The most common conception of the final trilogy is that it would feature at least Luke, and possibly the other main characters from the second trilogy, in later life. In the past, Lucas himself occasionally said as much. Of late, however, he has come clean and admitted that the casting was as far as his ideas had ever extended. Bearing in mind the thoroughness with which he plotted the first six episodes, it seems unlikely that the final three would have been completely unconnected to the main story. Therefore, the most logical conclusion one can draw is that episodes three to nine would have been nothing more than an extended (or heavily padded) version of the second trilogy as eventually made.

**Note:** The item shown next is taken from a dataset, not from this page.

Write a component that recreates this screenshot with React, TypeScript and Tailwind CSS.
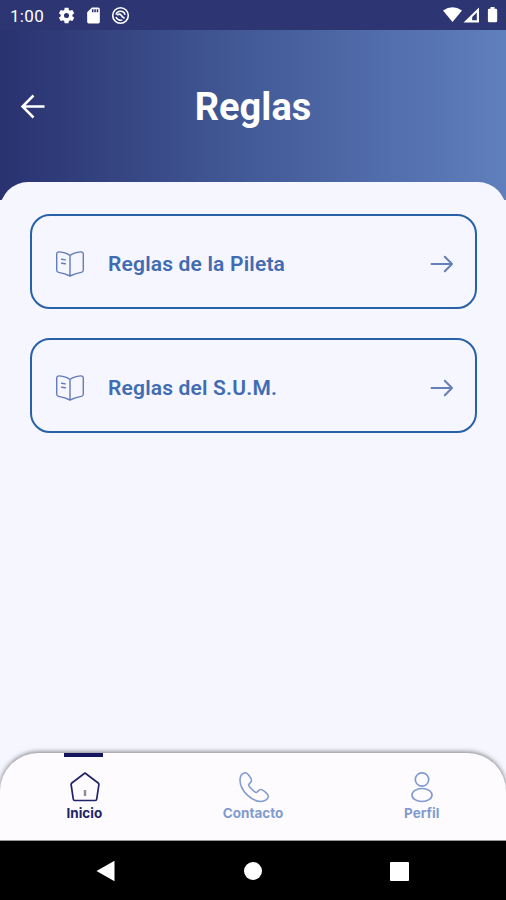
import React from "react";

function StatusBar() {
  return (
    <div className="flex h-[30px] shrink-0 items-center justify-between bg-[#2d3673] pr-[7px] pl-[10px] text-white">
      <div className="flex items-center">
        <span className="w-[46px] pt-px text-[17px] leading-[30px] tracking-[0.3px] whitespace-nowrap">1:00</span>
        <svg className="ml-px" width="19" height="19" viewBox="0 0 24 24" fill="currentColor">
          <path d="M19.4 13c.04-.3.06-.6.06-1s-.02-.7-.07-1l2.1-1.6c.2-.2.2-.4.1-.6l-2-3.5c-.1-.2-.4-.3-.6-.2l-2.4 1c-.5-.4-1-.7-1.6-1l-.4-2.5c0-.3-.2-.4-.5-.4h-4c-.2 0-.4.2-.5.4l-.4 2.500c-.6.3-1.100.6-1.600 1l-2.400-1c-.2-.1-.5 0-.6.2l-2 3.500c-.1.200-.1.500.1.600l2.100 1.600c-.1.300-.1.700-.1 1s0 .700.1 1l-2.100 1.600c-.2.200-.2.400-.1.600l2 3.500c.1.200.4.300.6.200l2.400-1c.5.400 1 .700 1.600 1l.4 2.500c.1.200.3.400.5.400h4c.3 0 .5-.2.500-.4l.4-2.500c.6-.3 1.100-.6 1.600-1l2.400 1c.2.100.5 0 .6-.2l2-3.500c.1-.2.1-.5-.1-.6zM12 15.200a3.200 3.200 0 1 1 0-6.400 3.200 3.200 0 0 1 0 6.400z" />
        </svg>
        <svg className="ml-[8px]" width="19" height="19" viewBox="0 0 24 24" fill="currentColor">
          <path d="M18 2h-8L4 8v12a2 2 0 0 0 2 2h12a2 2 0 0 0 2-2V4a2 2 0 0 0-2-2zm-6 6h-2V4h2v4zm3 0h-2V4h2v4zm3 0h-2V4h2v4z" />
        </svg>
        <svg className="ml-[8px]" width="19" height="19" viewBox="0 0 20 20" fill="none" stroke="currentColor">
          <circle cx="10" cy="10" r="8.2" strokeWidth="1.7" />
          <path d="M5.200 9A5 5 0 0 1 14.800 9.200M5.300 11.500A5 5 0 0 0 12 14.600M6.500 9.500Q9 7.500 10.500 9.500T14.300 13" strokeWidth="1.700" />
        </svg>
      </div>
      <svg width="57" height="20" viewBox="0 0 57 20" fill="currentColor">
        <path d="M1 5.500Q10.500-1 20 5.500L10.500 17Z" />
        <path fillRule="evenodd" d="M21.500 17.500L37 2.500V17.500ZM30.200 12V15.300H34.800V7.600Z" />
        <path d="M48.500 2h4v1.700h1.300q1.400 0 1.400 1.400v10.800q0 1.400-1.400 1.400h-6.500q-1.400 0-1.400-1.400V5.100q0-1.400 1.400-1.400h1.200z" />
      </svg>
    </div>
  );
}

function BookIcon() {
  return (
    <svg width="30" height="28" viewBox="0 0 30 28" fill="none" stroke="#637db9" strokeWidth="1.4" strokeLinecap="round" strokeLinejoin="round">
      <path d="M15 5.500C12.500 3.500 8.500 2.300 4.300 1.900Q1.700 1.800 1.700 4.200V20Q1.700 22 3.700 22.400C8 23.200 12 24.500 15 26C18 24.500 22 23.200 26.300 22.400Q28.300 22 28.300 20V4.200Q28.300 1.800 25.700 1.900C21.500 2.300 17.500 3.500 15 5.500ZM15 5.500V26" />
      <path d="M6.600 9.300L10.300 9.900M6.600 13.200L10.300 13.800" />
    </svg>
  );
}

function RuleCard({ label }: { label: string }) {
  return (
    <button className="flex h-[95px] w-full items-center rounded-[20px] border-2 border-[#2961a8] pt-[5px] pr-[21px] pl-[23px]">
      <BookIcon />
      <span className="ml-[23px] flex-1 pt-px text-left text-[21px] font-semibold tracking-[0.18px] text-[#416bb2]">{label}</span>
      <svg width="24" height="18" viewBox="0 0 24 18" fill="none" stroke="#6580b5" strokeWidth="2" strokeLinecap="round" strokeLinejoin="round">
        <path d="M1.500 9H22M14.800 1.800L22 9L14.800 16.200" />
      </svg>
    </button>
  );
}

function Tab({ label, active, children }: { label: string; active?: boolean; children: React.ReactNode }) {
  return (
    <button className={`flex flex-1 flex-col items-center ${active ? "text-[#202467]" : "text-[#819bce]"}`}>
      <span className={`mr-[2px] h-[4px] w-[39px] ${active ? "bg-[#14145f]" : ""}`} />
      <span className="mt-[13px] ml-px flex h-[33px] items-center">{children}</span>
      <span className="font-[Inter,sans-serif] text-[13.500px] leading-[20px] font-bold">{label}</span>
    </button>
  );
}

export default function App() {
  return (
    <div className="flex h-[900px] w-[506px] flex-col overflow-hidden bg-[#f5f6ff] font-['Roboto',sans-serif]">
      <StatusBar />
      <header className="-mb-[18px] flex h-[170px] shrink-0 bg-linear-to-r from-[#2a3270] via-[#435b98] to-[#607fbd] pb-[18px]">
        <div className="grid flex-1 grid-cols-[64px_1fr_64px] items-center">
          <svg className="ml-[19px]" width="28" height="28" viewBox="0 0 28 28" fill="none" stroke="white" strokeWidth="2.500">
            <path d="M25.500 14.500H3.500M14.500 3.500L3.500 14.500L14.500 25.500" />
          </svg>
          <h1 className="pt-px text-center text-[38px] leading-[48px] font-bold text-white">Reglas</h1>
        </div>
      </header>
      <main className="flex flex-1 flex-col gap-[29px] rounded-t-[28px] bg-[#f5f6ff] pt-[32px] pr-[29px] pl-[30px]">
        <RuleCard label="Reglas de la Pileta" />
        <RuleCard label="Reglas del S.U.M." />
      </main>
      <nav className="flex h-[88px] shrink-0 rounded-t-[38px] border-b border-[#999] bg-[#fdfbfe] shadow-[0_-1px_5px_rgba(0,0,0,0.5)]">
        <Tab label="Inicio" active>
          <svg width="32" height="32" viewBox="0 0 32 32" fill="none" stroke="currentColor" strokeWidth="1.700" strokeLinejoin="round">
            <path d="M16 2L29.500 12.300Q30 12.800 29.900 13.500L27.700 28.200Q27.500 29.500 26.300 29.500H5.700Q4.500 29.500 4.300 28.200L2.100 13.500Q2 12.800 2.500 12.300Z" />
            <path d="M16 19V25" stroke="#8e8d9d" strokeWidth="2.500" />
          </svg>
        </Tab>
        <Tab label="Contacto">
          <svg width="32" height="32" viewBox="0 0 32 32" fill="none" stroke="currentColor" strokeWidth="1.600" strokeLinejoin="round">
            <path d="M7 1.800C4.500 2.500 2 5 2 9C2 20 14 30.500 23 30.500C27 30.500 30 28 30.300 25.500C30.500 23 25 18.500 22.500 18.500C20.500 18.500 20 21.500 18.200 21.500C16.500 21.500 10.700 15.500 10.700 14C10.700 12.500 13.700 11.600 13.500 9.500C13.300 7 9.300 1.200 7 1.800Z" />
          </svg>
        </Tab>
        <Tab label="Perfil">
          <svg width="32" height="32" viewBox="0 0 32 32" fill="none" stroke="currentColor" strokeWidth="1.700">
            <circle cx="16" cy="8.500" r="6.700" />
            <ellipse cx="16" cy="24" rx="10" ry="6.500" />
          </svg>
        </Tab>
      </nav>
      <footer className="flex h-[59px] shrink-0 items-center justify-between bg-black pt-px pr-[97px] pl-[96px]">
        <svg width="19" height="22" viewBox="0 0 19 22" fill="white"><path d="M.5 11L18.500 .8V21.200Z" /></svg>
        <span className="ml-px h-[18px] w-[18px] rounded-full bg-white" />
        <span className="h-[19px] w-[19px] rounded-[1px] bg-white" />
      </footer>
    </div>
  );
}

So why did Lucas cut short his oeuvre? Did he decide that the story was too flabby and could be told more economically in 6 episodes? Did he realise, after making Empire, that he simply didnt have it in him to complete all nine? Or was it because he completely changed his original conception of the series? We may never know. But it is a good thing that he did. Return of the Jedi may be slightly rushed, but it still completes the story in a satisfying way. Luke, the new hope of the Jedi, brings about the redemption of his father. Anakin Skywalker overthrows the Emperor who caused his downfall. Even Ben Kenobi, who apparently set much of this in motion in the first place, can finally rest in peace. Where else is there to go? Answers on a postcard, please, but not to me.